# Perfecto 2.5 gallon aquarium



## caroro (May 26, 2010)

http://www.petsmart.com/product/index.jsp?productId=11164158

The instructions that come with it say you can purchase an incandescent light to go over it, but everywhere I've looked and read said none such exist.

So am I going to have an aquarium without a light now? Without a cover?

It came with a glass cover over it but it doesn't leave much air flow. Is this going to be a problem? I mean, I don't even think you can fit the cord for the heater through that space.

Should I go with my instincts to return this hunk or junk and get one of these instead?
http://www.petco.com/product/4598/Marineland-Eclipse-System-3-Aquarium.aspx
http://www.petco.com/product/4598/Marineland-Eclipse-System-3-Aquarium.aspx


----------



## OwnerofSaix (May 9, 2011)

Saix has the Top Fin one and he loves it. He's never had a light in his tank, and he's perfectly happy.

Edit:

Just a warning though, (and I think this is because he has a heater lol) sometimes the top cover gets foggy and you have to wipe it off. Other than that I've had absolutely no problems with it.


----------



## PewPewPew (Nov 26, 2010)

Its a good tank, but I understand the hood issue. Its very hard to find rectangular 2.5 hoods.

If youre worried about air flow, try using crafting mesh (2-3 pcs) over top to allow air in, but still keep temps moderate as well as keeping it somewhat humid.

For a light, use a regular desk light. I use one.

Use a fluorescent bulb instead.


----------



## Pitluvs (Jun 22, 2011)

Personally if you want to keep your tank, why not just cover the top with plastic craft canvas, cut the holes for your gear (heater) and get an overhead lamp with whatever bulb you want?  Much cheaper.


----------



## MaggieLynn (Jun 24, 2011)

I have to second the desk light, Have an old 5 gal that the light part broke so its just a cover and i use a desk lamp as a light and with the light i dont even have a heater, the tank is at 78*, it helps my room is warm too. I only really use the light for simulating day and night seeing as i never open my curtains, also with sticking to the tank you bought, you save money which can go towards a lamp possibly.


----------



## OwnerofSaix (May 9, 2011)

Oh, and the air flow with that top is not an issue, the cover does well if you slide it over a little bit to allow for air. I'll attach a picture soon.


----------



## OwnerofSaix (May 9, 2011)

Looking over them you can find Saix in the top two trying to get his picture taken. lol


----------



## caroro (May 26, 2010)

I'm still kinda bleeeehh about the tank because it doesn't have a light. A lamp is just more room being taken up.

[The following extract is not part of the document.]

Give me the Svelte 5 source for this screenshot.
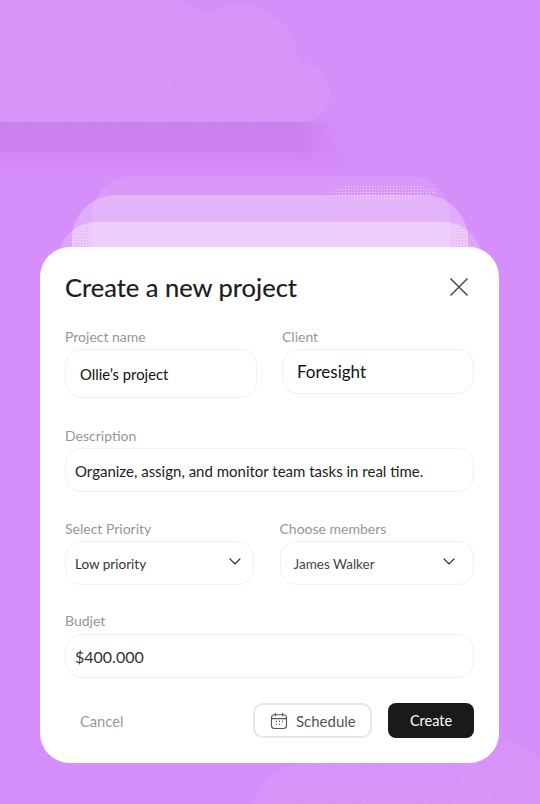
<script lang="ts">
  let projectName = $state("Ollie’s project");
  let client = $state("Foresight");
  let description = $state("Organize, assign, and monitor team tasks in real time.");
  let budget = $state("$400.000");
</script>

<div class="page">
  <svg class="backdrop" width="540" height="804" viewBox="0 0 540 804" aria-hidden="true">
    <defs>
      <filter id="grain" x="0" y="0" width="100%" height="100%" color-interpolation-filters="sRGB">
        <feTurbulence type="fractalNoise" baseFrequency="0.5" numOctaves="2" seed="4" result="n" />
        <feColorMatrix in="n" type="matrix" values="0 0 0 0 0.81  0 0 0 0 0.5  0 0 0 0 0.95  0 0 0 1.1 -0.5" result="speck" />
        <feComposite in="speck" in2="SourceAlpha" operator="in" result="clipped" />
        <feMerge>
          <feMergeNode in="SourceGraphic" />
          <feMergeNode in="clipped" />
        </feMerge>
      </filter>
      <filter id="soft" x="-30%" y="-30%" width="160%" height="160%">
        <feGaussianBlur stdDeviation="7" />
      </filter>
      <linearGradient id="bandFade" x1="0" x2="1" y1="0" y2="0">
        <stop offset="0.88" stop-color="#cc80f0" />
        <stop offset="1" stop-color="#cc80f0" stop-opacity="0" />
      </linearGradient>
      <linearGradient id="dropFade" x1="0" x2="0" y1="0" y2="1">
        <stop offset="0" stop-color="#cc80f0" stop-opacity="0.5" />
        <stop offset="1" stop-color="#cc80f0" stop-opacity="0" />
      </linearGradient>
      <pattern id="dots" width="3" height="3" patternUnits="userSpaceOnUse">
        <rect width="1" height="1" fill="#f0d6fc" />
      </pattern>
      <pattern id="darkDots" width="3" height="3" patternUnits="userSpaceOnUse">
        <rect width="1" height="1" fill="#dda4f8" />
      </pattern>
      <clipPath id="frontClip">
        <rect x="58" y="222" width="424" height="200" rx="38" />
      </clipPath>
    </defs>

    <path d="M296 118 L322 118 L346 166 L296 166 Z" fill="#cc80f0" opacity="0.3" filter="url(#soft)" />
    <rect x="0" y="152" width="312" height="22" fill="url(#dropFade)" />
    <rect x="0" y="122" width="335" height="30" fill="url(#bandFade)" />
    <path
      class="cloud"
      d="M0 0 H175 C190 3 200 8 206 14 C220 6 232 5 240 5 C272 5 297 30 299 62 C318 60 330 76 330 94 C330 110 318 122 302 122 H0 Z"
      filter="url(#grain)"
    />
    <path
      class="cloud"
      d="M253 804 C262 775 285 762 320 760 C370 758 440 752 480 742 C505 735 525 745 540 760 V804 Z"
      filter="url(#grain)"
    />

    <rect class="layer" x="92" y="176" width="358" height="200" rx="40" fill-opacity="0.1" />
    <ellipse cx="384" cy="192" rx="54" ry="8" fill="url(#dots)" />
    <rect class="layer" x="72" y="195" width="396" height="200" rx="44" fill-opacity="0.27" />
    <rect class="layer" x="58" y="222" width="424" height="200" rx="38" fill-opacity="0.2" />
    <rect class="layer" x="72" y="222" width="396" height="60" fill-opacity="0.2" clip-path="url(#frontClip)" />
    <rect x="73" y="226" width="15" height="21" fill="url(#darkDots)" />
    <rect x="452" y="226" width="15" height="21" fill="url(#darkDots)" />
  </svg>

  <section class="card">
    <header class="card-head">
      <h1>Create a new project</h1>
      <button class="close" aria-label="Close">
        <svg width="20" height="20" viewBox="0 0 20 20" fill="none" stroke="#555" stroke-width="1.7">
          <path d="M1.5 1.5 18.5 18.5M18.5 1.5 1.5 18.5" />
        </svg>
      </button>
    </header>

    <div class="row first">
      <div class="field half">
        <span class="label">Project name</span>
        <div class="input tall small-text">{projectName}</div>
      </div>
      <div class="field half">
        <span class="label">Client</span>
        <div class="input client big-text">{client}</div>
      </div>
    </div>

    <div class="field desc">
      <span class="label">Description</span>
      <div class="input wide">{description}</div>
    </div>

    <div class="row selects">
      <div class="field priority">
        <span class="label">Select Priority</span>
        <div class="input select">
          <span>Low priority</span>
          <svg width="12" height="7" viewBox="0 0 12 7" fill="none" stroke="#222" stroke-width="1.2">
            <path d="M.7.7 6 6 11.3.7" />
          </svg>
        </div>
      </div>
      <div class="field members">
        <span class="label">Choose members</span>
        <div class="input select member">
          <span>James Walker</span>
          <svg width="12" height="7" viewBox="0 0 12 7" fill="none" stroke="#222" stroke-width="1.2">
            <path d="M.7.7 6 6 11.3.7" />
          </svg>
        </div>
      </div>
    </div>

    <div class="field budget">
      <span class="label">Budjet</span>
      <div class="input wide amount">{budget}</div>
    </div>

    <footer class="actions">
      <button class="cancel">Cancel</button>
      <button class="schedule">
        <svg width="18" height="18" viewBox="0 0 18 18" fill="none" stroke="#555" stroke-width="1.1">
          <rect x="1.5" y="2.8" width="15" height="13.7" rx="3" />
          <path d="M1.5 6.6H16.5M5.4 1V4.2M12.6 1V4.2" />
          <path d="M6 9.4H7M9 9.4H10M12 9.4H13M6 12.4H7M9 12.4H10" stroke-width="1.4" />
        </svg>
        Schedule
      </button>
      <button class="create">Create</button>
    </footer>
  </section>
</div>

<style>
  :global(body) {
    margin: 0;
    background: #d68efa;
  }

  .page {
    position: relative;
    width: 540px;
    height: 804px;
    overflow: hidden;
    box-sizing: border-box;
    padding: 247px 41px 0 40px;
    font-family: Lato, "Open Sans", sans-serif;
  }

  .backdrop {
    position: absolute;
    inset: 0;
  }

  .cloud {
    fill: #d995fa;
  }

  .layer {
    fill: #fff;
  }

  .card {
    position: relative;
    height: 516px;
    box-sizing: border-box;
    background: #fff;
    border-radius: 30px;
    padding: 25px;
  }

  .card-head {
    display: flex;
    align-items: center;
    justify-content: space-between;
    height: 30px;
  }

  h1 {
    margin: 0;
    font-size: 25.5px;
    font-weight: 400;
    color: #1c1c1c;
    -webkit-text-stroke: 0.2px #1c1c1c;
  }

  .close {
    display: flex;
    padding: 0;
    margin-right: 5px;
    border: none;
    background: none;
  }

  .row {
    display: flex;
    align-items: flex-start;
    justify-content: space-between;
  }

  .row.first {
    margin-top: 26px;
  }

  .field {
    display: flex;
    flex-direction: column;
    gap: 3px;
  }

  .half {
    width: 192px;
  }

  .desc {
    margin-top: 29px;
  }

  .row.selects {
    margin-top: 28px;
  }

  .priority {
    width: 189px;
  }

  .members {
    width: 194.5px;
  }

  .budget {
    margin-top: 27px;
    gap: 4px;
  }

  .label {
    font-size: 14px;
    line-height: 18px;
    color: #969696;
  }

  .input {
    display: flex;
    align-items: center;
    box-sizing: border-box;
    height: 44px;
    padding: 0 14px;
    border: 1.5px solid #f1f1f1;
    border-radius: 16px;
    color: #1a1a1a;
  }

  .tall {
    height: 49px;
  }

  .client {
    height: 45px;
  }

  .small-text {
    padding-top: 1px;
    font-size: 14.8px;
    color: #111;
  }

  .big-text {
    padding-bottom: 1px;
    font-size: 17px;
    color: #111;
  }

  .wide {
    padding-top: 1px;
    padding-left: 9px;
    font-size: 15px;
    color: #222;
  }

  .amount {
    font-size: 16px;
    color: #333;
  }

  .select {
    justify-content: space-between;
    padding: 1px 12px 0 9px;
    font-size: 13.5px;
    color: #333;
  }

  .select svg {
    margin-top: -4px;
  }

  .member {
    padding: 1px 18px 0 13px;
    color: #444;
  }

  .actions {
    display: flex;
    align-items: center;
    margin-top: 25px;
    height: 35px;
  }

  button {
    font-family: inherit;
  }

  .cancel {
    margin-left: 15px;
    margin-right: auto;
    padding: 0;
    border: none;
    background: none;
    font-size: 14.7px;
    color: #9a9a9a;
  }

  .schedule {
    display: flex;
    align-items: center;
    gap: 8px;
    width: 119px;
    height: 35px;
    box-sizing: border-box;
    padding: 0 0 0 15px;
    border: 2px solid #e6e6e6;
    border-radius: 10px;
    background: #fff;
    font-size: 15px;
    color: #555;
  }

  .create {
    width: 86px;
    height: 35px;
    margin-left: 16px;
    padding: 0;
    border: none;
    border-radius: 8px;
    background: #1a1a1a;
    font-size: 14.5px;
    color: #fff;
  }
</style>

If I get a lamp, though, I need to find one that doesnt heat so hot and will cause problems


----------



## caroro (May 26, 2010)

Wait wait! Look what I found!

http://www.petmountain.com/show_pro...gle&utm_medium=datafeed&utm_term=11442-516083


----------



## OwnerofSaix (May 9, 2011)

There you go!


----------



## caroro (May 26, 2010)

maybe I'll keep it then.
It's such an inexpensive tank, even after buying the hood separately.


----------



## Pitluvs (Jun 22, 2011)

I'd still be weary of a fish jumping out of that spot. I would go with the plastic, great ventilation and would cost you maybe $2.


----------



## Pitluvs (Jun 22, 2011)

caroro said:


> I'm still kinda bleeeehh about the tank because it doesn't have a light. A lamp is just more room being taken up.
> 
> If I get a lamp, though, I need to find one that doesnt heat so hot and will cause problems


The bulb heats, not the lamp. Get those compact spirals, they don't heat the water like the regular bulbs do  I have these in my smaller tanks (hoods are actually closer to the water than a lamp will be) for my plants.


----------



## hermeh (Jul 27, 2011)

this question is for anyone with a mini bow 2.5. Does it come with gravel and/or a plant? I heard the overall thing is amazing.


----------



## mursey (May 9, 2012)

I know this is an old thread but since I just ordered some hoods for my 2.5 gallon tanks, I thought I would post the link. I HOPE they are what I was looking for, and not just a part of what I needed. (I googled "Perfecto Manufacturing 2.5 gallon Hood" and found it on this OnlinePetDepot.com site.)

http://www.onlinepetdepot.com/perfecto-manufacturing-strip-25gal-black-inch-p-17809.html

and here is what looks like a plain screen cover for a 2.5 rectangular tank.
http://www.pet-dog-cat-supply-store.com/shop/index.php?page=shop-flypage-12430

(I noticed when I was looking for a photo of the hood that a few threads on different websites came up looking for this product and not a lot of people finding it.)


----------



## ao (Feb 29, 2012)

caroro said:


> Wait wait! Look what I found!
> 
> http://www.petmountain.com/show_pro...gle&utm_medium=datafeed&utm_term=11442-516083


I want one!!!!!
But....  Shipping kills...


----------



## Tazo (May 12, 2012)

hermeh said:


> this question is for anyone with a mini bow 2.5. Does it come with gravel and/or a plant? I heard the overall thing is amazing.


It doesn't come with either.
I love mine, though... partly because I got it on sale for $20... Whatever the full price is might be a little crazy though. $40? Blech :/ I also don't like the filter that came with it, even though baffled it's pretty gentle. Love the tank itself, though, it looks AWESOME.


----------



## acadialover (Nov 17, 2011)

I have this tank with the glass hood and light. I simply have te glass slightly off to the side so the airtube, and cords can have a space. NO problems with it or fish jumping out !


----------